Dual-Responsive Ultrathin Polymersomes with Reversible Transitions on Acidochromism and Fluorochromism Performances for Multiple Information Encryption.

Endowing dual-responsive ultrathin polymersomes (UTPSs) with reversible stimuli-chromic and fluorochromic performances offers a prospective yet challenging strategy for achieving high-level information encryption and anticounterfeiting. Herein, starting from rational synthesis of visible light/pH-responsive integrated azobenzene monomer, side-chain-type amphiphilic alternating azocopolymers were elaborately crafted using a moderate epoxy-amino click-polycondensation.
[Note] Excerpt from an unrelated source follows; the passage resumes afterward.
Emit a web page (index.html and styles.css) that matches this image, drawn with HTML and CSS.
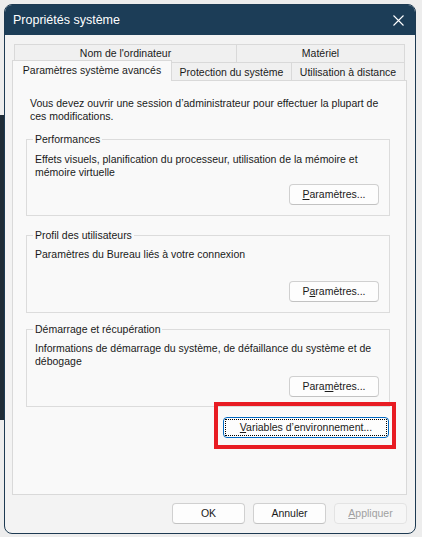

Followed by subsequent solution self-assembly, dual-responsive UTPSs with a diameter of ∼253 nm and a vesicular thickness of ∼2.1 nm were subtly produced based on the pendant hydrophobic conjugate stacking mechanism. The photoisomerization of azobenzene units and protonation of tertiary amines within UTPSs were accountable for the visible-light- or pH-triggered reversible shape and physicochemical transitions (i.e., color, size, diameter, vesicular thickness, zeta potential, fluorescent intensity) as well as repeatable acidochromism from yellow to pink and recyclable fluorochromism, respectively. Benefiting from these attractive traits, the proof-of-concept 2D quick response code was meticulously crafted using the stimuli-chromic UTPSs into patterning lithography, showcasing a multilevel decryption, favorable reversibility, and preferable recyclability for advanced information security. Our work provides innovative guidelines for the development of dual-responsive UTPSs with multiple stimuli-chromism merits for the potential of complex information encryption.